Baklok hasil produksinya dijual seharga Rp2.500 per unit. Tak hanya menjual, Dwi juga mendampingi petani jamur dari proses penataan baklok hingga panen. Ia bahkan membeli kembali hasil panen petani dengan harga Rp15.000 per kilogram.
Bangun Kemitraan, Dorong Anak Muda Terjun ke Jamur
Tak berhenti pada produksi, Dwi juga menjalankan program kemitraan. “Kami buat sistem 5.000 baklok per mitra, didampingi selama 7 bulan, dari perawatan sampai panen pertama,” paparnya. Jika petani rugi, ia akan memberikan ganti untung. Jika untung besar, hasilnya untuk petani.
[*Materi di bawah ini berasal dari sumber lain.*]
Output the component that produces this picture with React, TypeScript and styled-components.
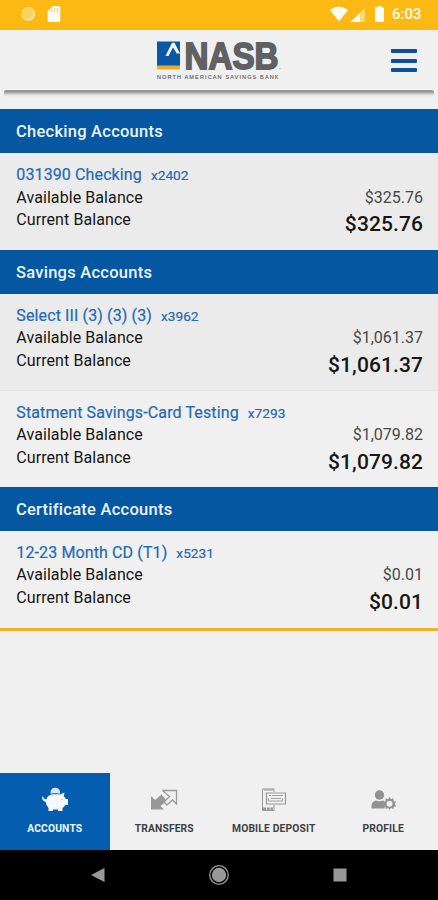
import React from "react";
import styled, { createGlobalStyle } from "styled-components";

const GlobalStyle = createGlobalStyle`
  * { box-sizing: border-box; }
  html, body, #root { margin: 0; height: 100%; }
  body { background: #f0f0f0; overflow: hidden; font-family: Roboto, sans-serif; }
`;

const Screen = styled.div`
  width: 438px;
  height: 900px;
  display: flex;
  flex-direction: column;
  background: #f0f0f0;
`;

const StatusBar = styled.div`
  height: 30px;
  flex: none;
  display: flex;
  align-items: center;
  justify-content: space-between;
  padding: 0 16px 3px 20px;
  background: #fdb913;
`;

const StatusGroup = styled.div`
  display: flex;
  align-items: center;
`;

const Clock = styled.span`
  width: 30px;
  margin-left: 6px;
  padding-top: 1px;
  color: #fffdf3;
  font-size: 15px;
  font-weight: 500;
  line-height: 20px;
  white-space: nowrap;
`;

const Header = styled.header`
  height: 60px;
  flex: none;
  margin: 0 5px;
  display: grid;
  grid-template-columns: 1fr 126px 1fr;
  align-items: start;
  padding: 10px 15px 0 14px;
`;

const HeaderShadow = styled.div`
  height: 7px;
  flex: none;
  margin: 0 4px 12px;
  background: linear-gradient(#a2a2a2, #8f8f8f 20%, #cbcbcb 55%, #e8e8e8 80%, #f0f0f0);
  border-radius: 2px;
`;

const LogoBox = styled.div`
  grid-column: 2;
  height: 42px;
`;

const LogoDrawing = styled.svg`
  display: block;
  overflow: visible;
`;

const MenuButton = styled.button`
  justify-self: end;
  margin-top: 9px;
  width: 27px;
  height: 23px;
  padding: 0;
  border: 0;
  background: none;
  display: flex;
  flex-direction: column;
  justify-content: space-between;
`;

const MenuBar = styled.span`
  width: 26px;
  height: 4px;
  border-radius: 1px;
  background: #10509a;
`;

const AccountList = styled.main`
  flex: none;
  height: 522px;
  border-bottom: 3px solid #eeb02a;
`;

const GroupTitle = styled.h2`
  margin: 0;
  height: 44px;
  padding: 1px 16px 0;
  font-size: 16.5px;
  font-weight: 500;
  line-height: 44px;
  letter-spacing: 0.25px;
  color: #eaf3fc;
  background: #0457a0;
`;

const Account = styled.section<{ $shaded?: boolean }>`
  height: 96.5px;
  padding: 11.2px 15px 0 16.3px;
  background: ${(p) => (p.$shaded ? "#ebebeb" : "#f0f0f0")};
  & + & { border-top: 1px solid #e2e2e2; padding-top: 10.5px; }
`;

const AccountName = styled.div`
  height: 22.5px;
  font-size: 16px;
  line-height: 22.5px;
  letter-spacing: 0.12px;
  color: #2469b5;
  -webkit-text-stroke: 0.2px #2469b5;
`;

const Mask = styled.span`
  margin-left: 9px;
  font-size: 13.7px;
  letter-spacing: 0;
`;

const BalanceRow = styled.div`
  height: 22.5px;
  display: flex;
  justify-content: space-between;
  font-size: 16px;
  line-height: 22.5px;
  letter-spacing: 0.08px;
  color: #161616;
`;

const Available = styled.span`
  color: #484848;
  letter-spacing: 0;
`;

const Current = styled.span`
  font-size: 21px;
  font-weight: 500;
  line-height: 31px;
  letter-spacing: 0.1px;
`;

const TabBar = styled.nav`
  height: 77px;
  flex: none;
  margin-top: auto;
  display: grid;
  grid-template-columns: repeat(4, 1fr);
`;

const Tab = styled.div<{ $active?: boolean }>`
  display: flex;
  flex-direction: column;
  align-items: center;
  padding-top: 14px;
  background: ${(p) => (p.$active ? "#045daf" : "#f0f0f0")};
  color: ${(p) => (p.$active ? "#eef6ff" : "#404040")};
`;

const TabLabel = styled.span`
  margin-top: 9px;
  font-size: 10.3px;
  line-height: 14px;
  font-weight: 700;
  letter-spacing: 0.15px;
  white-space: nowrap;
`;

const SystemBar = styled.div`
  height: 50px;
  flex: none;
  display: grid;
  grid-template-columns: 196px 46px 196px;
  align-items: center;
  justify-items: center;
  background: #000;
`;

const StatusIcons = () => (
  <>
    <svg width="44" height="20" viewBox="0 0 44 20">
      <circle cx="8.3" cy="10" r="7" fill="#ffe193" />
      <circle cx="7.5" cy="9.2" r="5.7" fill="#fed25e" />
      <path d="M33 2h6a1.3 1.3 0 0 1 1.3 1.3v13.4A1.3 1.3 0 0 1 39 18H29a1.3 1.3 0 0 1-1.3-1.3V7z" fill="#fffdf5" />
      <path d="M31.5 5v3M34.5 4v4M37.5 4v4" stroke="#fed05b" strokeWidth="1.2" />
    </svg>
    <StatusGroup>
      <svg width="56" height="20" viewBox="0 0 56 20">
        <path d="M0 6Q9 -1 18 6L9 17.5z" fill="#fffdf5" />
        <path d="M35 4v14H20.500z" fill="#fed86f" />
        <path d="M30 9v9h-9.500z" fill="#fffdf5" />
        <path d="M47.500 2h4v1.500h1.500q1 0 1 1v12.500q0 1-1 1h-7q-1 0-1-1V4.500q0-1 1-1h1.500z" fill="#fffdf5" />
      </svg>
      <Clock>6:03</Clock>
    </StatusGroup>
  </>
);

const Logo = () => (
  <LogoDrawing width="126" height="42" viewBox="0 0 126 42">
    <path d="M1 1.500h23V26H1z" fill="#0858a5" />
    <path d="M1 25.500h23v4H1z" fill="#e9ad2c" />
    <path d="M9.500 16h3l4.500-8.500 3.800 6H24L18.500 2.700H16z" fill="#f4f7fa" />
    <text x="28.500" y="28.700" textLength="94" lengthAdjust="spacingAndGlyphs" fontFamily="Liberation Sans, sans-serif" fontSize="37.500" fontWeight="700" fill="#606163" stroke="#606163" strokeWidth="1.800">NASB</text>
    <circle cx="124" cy="28.500" r="0.600" fill="#999" />
    <text x="1" y="38.800" textLength="121.500" fontFamily="Liberation Sans, sans-serif" fontSize="5.500" fill="#606060" stroke="#606060" strokeWidth="0.150">NORTH AMERICAN SAVINGS BANK</text>
  </LogoDrawing>
);

const PiggyIcon = () => (
  <svg width="28" height="26" viewBox="0 0 28 26" fill="#f6faff">
    <path d="M9.500 5.500a4.800 4.800 0 0 1 9.600 0l-.2 1.200q-4.500-1.300-9.200.1z" fill="#d7e7f6" />
    <path d="M8 8.500Q13 5.500 19 7.500l4.500-2-.7 3.800q1.300 1.200 1.900 2.700H27v6h-2.800q-.9 1.900-2.700 3V24h-4.500v-1.500h-5V24H7.500v-3Q5 18.500 4.700 15 1.300 14 1 10.500l1-1.500q.3 3 3.200 3.500Q6 10 8 8.500z" />
    <path d="M10.500 8.300q4-1.500 7-.3" fill="none" stroke="#74a7d5" strokeWidth="0.600" />
    <circle cx="21" cy="12.500" r="0.800" fill="#8db7dd" />
  </svg>
);

const TransferIcon = () => (
  <svg width="28" height="26" viewBox="0 0 28 26">
    <path d="M1 22.500V9l4 4 6.500-5.500 4 4.500v3l-5 4 3.500 3.500z" fill="#999" />
    <path d="M13 3.500h13.500V17l-4-4-5.500 5-3-3 5.500-5.500-5.800-5z" fill="#f0f0f0" stroke="#999" strokeWidth="1.300" />
  </svg>
);

const DepositIcon = () => (
  <svg width="28" height="26" viewBox="0 0 28 26" fill="none" stroke="#999" strokeWidth="1">
    <path d="M14 5V2H2.500v21.500H14V18" />
    <path d="M4 3h9" strokeWidth="1" />
    <path d="M3 22h10" strokeWidth="3" strokeDasharray="3 .7" />
    <path d="M6.500 6h19v11h-19z" fill="#f0f0f0" strokeWidth="1.200" />
    <path d="M9 8.500h2M12 8.500h11M8.500 11v3h14v-3M11 11.500h10" strokeWidth="0.900" />
  </svg>
);

const ProfileIcon = () => (
  <svg width="28" height="26" viewBox="0 0 28 26">
    <circle cx="10.500" cy="8" r="4.700" fill="#929292" />
    <path d="M2.500 21.500V19q0-4.500 4.500-5.500 3.500 1.500 7 0l1.500.7-.8 2.800 1.300 2-.7 2.500z" fill="#929292" />
    <path d="m20.500 9.800 1.300 2.500 2.700-1 .1 2.900 2.600.5-1.400 2.300 1.400 2.200-2.600.5-.1 2.400-2.700-1-1.300 2-1.300-2-2.500 1-.2-2.400-2.600-.5 1.400-2.200-1.400-2.300 2.600-.5.200-2.900 2.500 1z" fill="#929292" />
    <circle cx="20.500" cy="16.700" r="3" fill="#f0f0f0" />
  </svg>
);

type AccountInfo = { name: string; mask: string; available: string; current: string; shaded?: boolean };

const groups: { title: string; accounts: AccountInfo[] }[] = [
  { title: "Checking Accounts", accounts: [{ name: "031390 Checking", mask: "x2402", available: "$325.76", current: "$325.76", shaded: true }] },
  {
    title: "Savings Accounts",
    accounts: [
      { name: "Select III (3) (3) (3)", mask: "x3962", available: "$1,061.37", current: "$1,061.37", shaded: true },
      { name: "Statment Savings-Card Testing", mask: "x7293", available: "$1,079.82", current: "$1,079.82" },
    ],
  },
  { title: "Certificate Accounts", accounts: [{ name: "12-23 Month CD (T1)", mask: "x5231", available: "$0.01", current: "$0.01" }] },
];

const tabs = [
  { label: "ACCOUNTS", Icon: PiggyIcon, active: true },
  { label: "TRANSFERS", Icon: TransferIcon },
  { label: "MOBILE DEPOSIT", Icon: DepositIcon },
  { label: "PROFILE", Icon: ProfileIcon },
];

export default function App() {
  return (
    <Screen>
      <GlobalStyle />
      <StatusBar><StatusIcons /></StatusBar>
      <Header>
        <LogoBox><Logo /></LogoBox>
        <MenuButton aria-label="Menu"><MenuBar /><MenuBar /><MenuBar /></MenuButton>
      </Header>
      <HeaderShadow />
      <AccountList>
        {groups.map((g) => (
          <React.Fragment key={g.title}>
            <GroupTitle>{g.title}</GroupTitle>
            {g.accounts.map((a) => (
              <Account key={a.mask} $shaded={a.shaded}>
                <AccountName>{a.name}<Mask>{a.mask}</Mask></AccountName>
                <BalanceRow><span>Available Balance</span><Available>{a.available}</Available></BalanceRow>
                <BalanceRow><span>Current Balance</span><Current>{a.current}</Current></BalanceRow>
              </Account>
            ))}
          </React.Fragment>
        ))}
      </AccountList>
      <TabBar>
        {tabs.map(({ label, Icon, active }) => (
          <Tab key={label} $active={active}><Icon /><TabLabel>{label}</TabLabel></Tab>
        ))}
      </TabBar>
      <SystemBar>
        <svg width="14" height="16" viewBox="0 0 14 16"><path d="M13.500 1v14L0 8z" fill="#999" /></svg>
        <svg width="22" height="22" viewBox="0 0 22 22"><circle cx="11" cy="11" r="9.300" fill="none" stroke="#999" strokeWidth="1.300" /><circle cx="11" cy="11" r="7.200" fill="#999" /></svg>
        <svg width="14" height="14" viewBox="0 0 14 14"><path d="M.5.500h13v13H.5z" fill="#999" /></svg>
      </SystemBar>
    </Screen>
  );
}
Ia berharap lebih banyak anak muda melirik usaha ini. “Potensi ekspor jamur itu besar, terutama jamur kuping. Pernah ada permintaan ekspor ke luar negeri via Batam, tapi harus satu kontainer sebulan. Saya belum bisa penuhi,” ucapnya.
Kelangkaan dan Kendala Bahan Baku
Meski peluang besar, usaha jamur tak lepas dari kendala. Salah satu masalah utama adalah bahan baku berupa limbah serbuk kayu. “Sekarang susah didapat dan mahal,” kata Dwi. Proses pembuatan baklok sendiri memakan waktu empat hari, mulai dari pencampuran media, pengepresan, sterilisasi, hingga pembibitan.
Modal yang dibutuhkan juga tidak kecil. “Satu set peralatan produksi untuk 2.000 baklok butuh Rp500 juta, termasuk bangunan. Tapi dari situ saya bisa punya dua alat sterilisasi dan lahan produksi sendiri,” tuturnya.